Washington Nationals
30 of 30
Best Five-Year Stretch: 2015-19
Record: 450-360 (.556 win percentage)
Postseason: 2019 World Series champs, lost in 2016 and 2017 NLDS
MVP: Max Scherzer
Synopsis
The best season in Washington/Montreal history was the 1994 campaign cut short by the players' strike, when the Expos had the best record in the majors and were on pace for 105 wins.
But the best five-year run was the recent one—for which the Nationals are still shelling out many millions in deferred payments.
They had some great hitters during that time. Bryce Harper won NL MVP in 2015 and hit 129 home runs from 2015 to 2018 before relocating to Philadelphia. Anthony Rendon was a doubles machine and a regular for NL MVP votes over the final three years. Trea Turner provided a ton of value at shortstop. A young Juan Soto made a huge impact in 2018 and 2019. And who can forget the impact of Gerardo "Baby Shark" Parra during the championship season?

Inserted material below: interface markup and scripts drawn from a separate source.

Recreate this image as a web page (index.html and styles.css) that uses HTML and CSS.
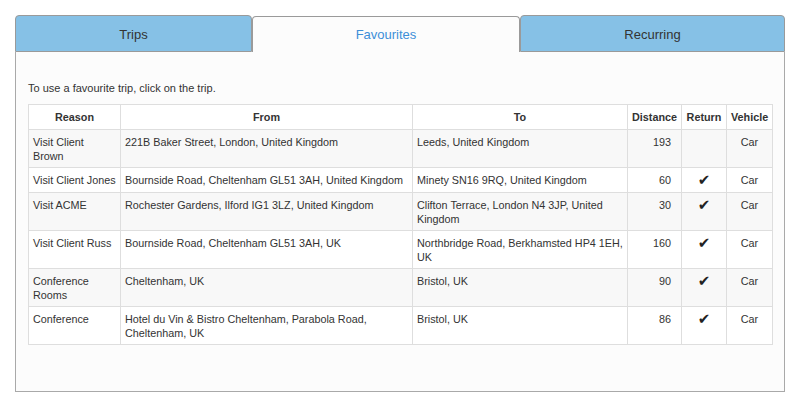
FILE: index.html
```html
<!DOCTYPE html>
<html lang="en">
<head>
    <meta charset="UTF-8">
    <meta name="viewport" content="width=device-width, initial-scale=1.0">
    <title>Favourites</title>
    <link rel="stylesheet" href="styles.css">
</head>
<body>
    <div class="wrap">
        <div class="tabs">
            <div class="tab">Trips</div>
            <div class="tab active">Favourites</div>
            <div class="tab">Recurring</div>
        </div>
        <div class="panel">
            <p class="hint">To use a favourite trip, click on the trip.</p>
            <table class="trips">
                <colgroup>
                    <col class="c-reason">
                    <col class="c-from">
                    <col class="c-to">
                    <col class="c-dist">
                    <col class="c-ret">
                    <col class="c-veh">
                </colgroup>
                <thead>
                    <tr>
                        <th>Reason</th>
                        <th>From</th>
                        <th>To</th>
                        <th>Distance</th>
                        <th>Return</th>
                        <th>Vehicle</th>
                    </tr>
                </thead>
                <tbody>
                    <tr>
                        <td>Visit Client Brown</td>
                        <td>221B Baker Street, London, United Kingdom</td>
                        <td>Leeds, United Kingdom</td>
                        <td class="num">193</td>
                        <td class="mid"></td>
                        <td class="mid">Car</td>
                    </tr>
                    <tr>
                        <td>Visit Client Jones</td>
                        <td>Bournside Road, Cheltenham GL51 3AH, United Kingdom</td>
                        <td>Minety SN16 9RQ, United Kingdom</td>
                        <td class="num">60</td>
                        <td class="mid"><span class="tick">&#10004;</span></td>
                        <td class="mid">Car</td>
                    </tr>
                    <tr>
                        <td>Visit ACME</td>
                        <td>Rochester Gardens, Ilford IG1 3LZ, United Kingdom</td>
                        <td>Clifton Terrace, London N4 3JP, United Kingdom</td>
                        <td class="num">30</td>
                        <td class="mid"><span class="tick">&#10004;</span></td>
                        <td class="mid">Car</td>
                    </tr>
                    <tr>
                        <td>Visit Client Russ</td>
                        <td>Bournside Road, Cheltenham GL51 3AH, UK</td>
                        <td>Northbridge Road, Berkhamsted HP4 1EH, UK</td>
                        <td class="num">160</td>
                        <td class="mid"><span class="tick">&#10004;</span></td>
                        <td class="mid">Car</td>
                    </tr>
                    <tr>
                        <td>Conference Rooms</td>
                        <td>Cheltenham, UK</td>
                        <td>Bristol, UK</td>
                        <td class="num">90</td>
                        <td class="mid"><span class="tick">&#10004;</span></td>
                        <td class="mid">Car</td>
                    </tr>
                    <tr>
                        <td>Conference</td>
                        <td>Hotel du Vin &amp; Bistro Cheltenham, Parabola Road, Cheltenham, UK</td>
                        <td>Bristol, UK</td>
                        <td class="num">86</td>
                        <td class="mid"><span class="tick">&#10004;</span></td>
                        <td class="mid">Car</td>
                    </tr>
                </tbody>
            </table>
        </div>
    </div>
</body>
</html>
```

FILE: styles.css
```css
body {
    margin: 0;
    background-color: #fff;
    font-family: "Liberation Sans", Arial, sans-serif;
    color: #333;
}
.wrap {
    width: 770px;
    padding: 15px 0 0 15px;
}
.tabs {
    display: grid;
    grid-template-columns: 237px 268px 265px;
    align-items: end;
}
.tab {
    text-align: center;
    font-size: 13px;
    background-color: #86c1e6;
    border: 1px solid #9a9a9a;
    border-radius: 4px 4px 0 0;
    box-sizing: border-box;
    height: 37px;
    line-height: 37px;
}
.tab.active {
    height: 36px;
    background-color: #fcfcfc;
    border-bottom: none;
    color: #3d8fd8;
    line-height: 35px;
}
.panel {
    background-color: #fcfcfc;
    border: 1px solid #a9a9a9;
    border-top: none;
    height: 339px;
    padding: 0 12px;
}
.hint {
    margin: 0;
    padding: 29px 0 9px;
    font-size: 11px;
    line-height: 14px;
}
.trips {
    width: 744px;
    table-layout: fixed;
    border-collapse: collapse;
    background-color: #fff;
    font-size: 10.8px;
    line-height: 14px;
}
.c-reason { width: 92px; }
.c-from { width: 292px; }
.c-to { width: 215px; }
.c-dist { width: 54px; }
.c-ret { width: 45px; }
.c-veh { width: 46px; }
.trips th,
.trips td {
    border: 1px solid #dedede;
    padding: 5px 4px 4px;
    vertical-align: top;
    text-align: left;
}
.trips th {
    text-align: center;
    font-weight: bold;
    padding-bottom: 5px;
}
.trips tbody tr:nth-child(odd) {
    background-color: #f8f8f8;
}
.trips td.num {
    text-align: right;
    padding-right: 10px;
}
.trips td.mid {
    text-align: center;
}
.tick {
    font-family: "DejaVu Sans", sans-serif;
    font-size: 15px;
    line-height: 14px;
    color: #222;
}
```
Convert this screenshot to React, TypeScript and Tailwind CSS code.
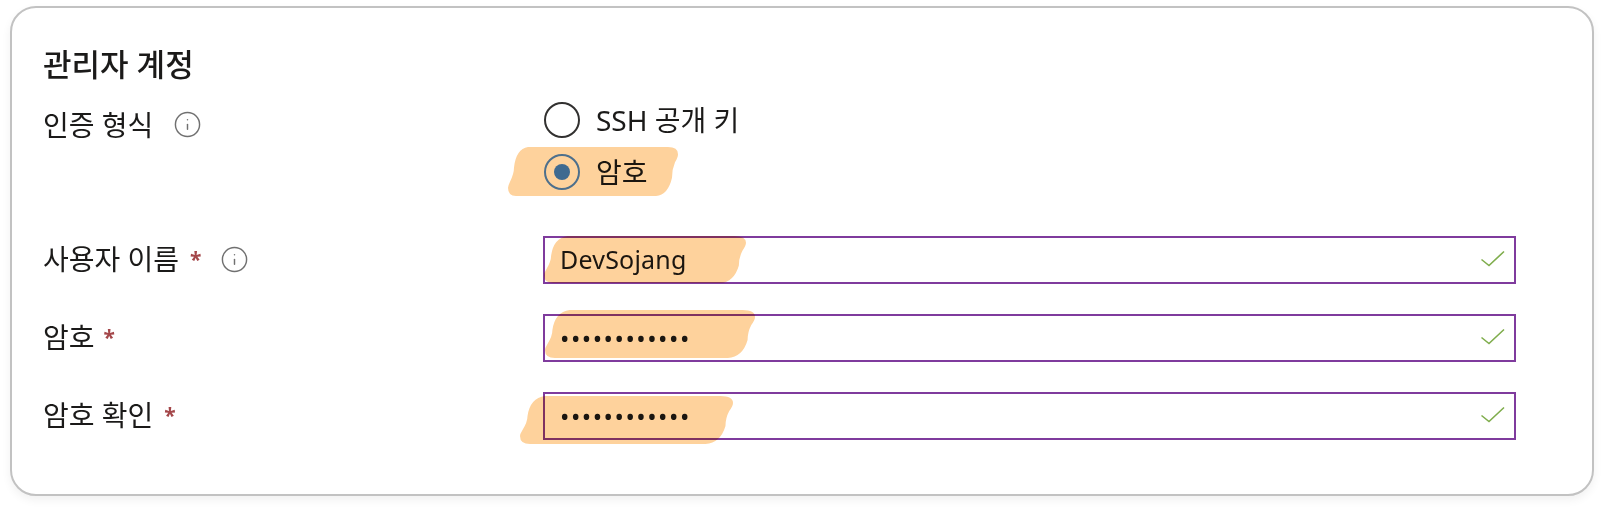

Pitching made those Nats great, though.
From 2015 to 2019, Max Scherzer was the most valuable pitcher in baseball, and it wasn't close. He won the 2016 and 2017 NL Cy Youngs and finished top-five in each of the other years. The ace even received NL MVP votes in four of those seasons, averaging 274.2 strikeouts per year.
Stephen Strasburg was one heck of a second fiddle, posting strong numbers in both 2017 and 2019.
Adding Patrick Corbin in 2019 helped push the Nationals over the top for the first World Series title in franchise history.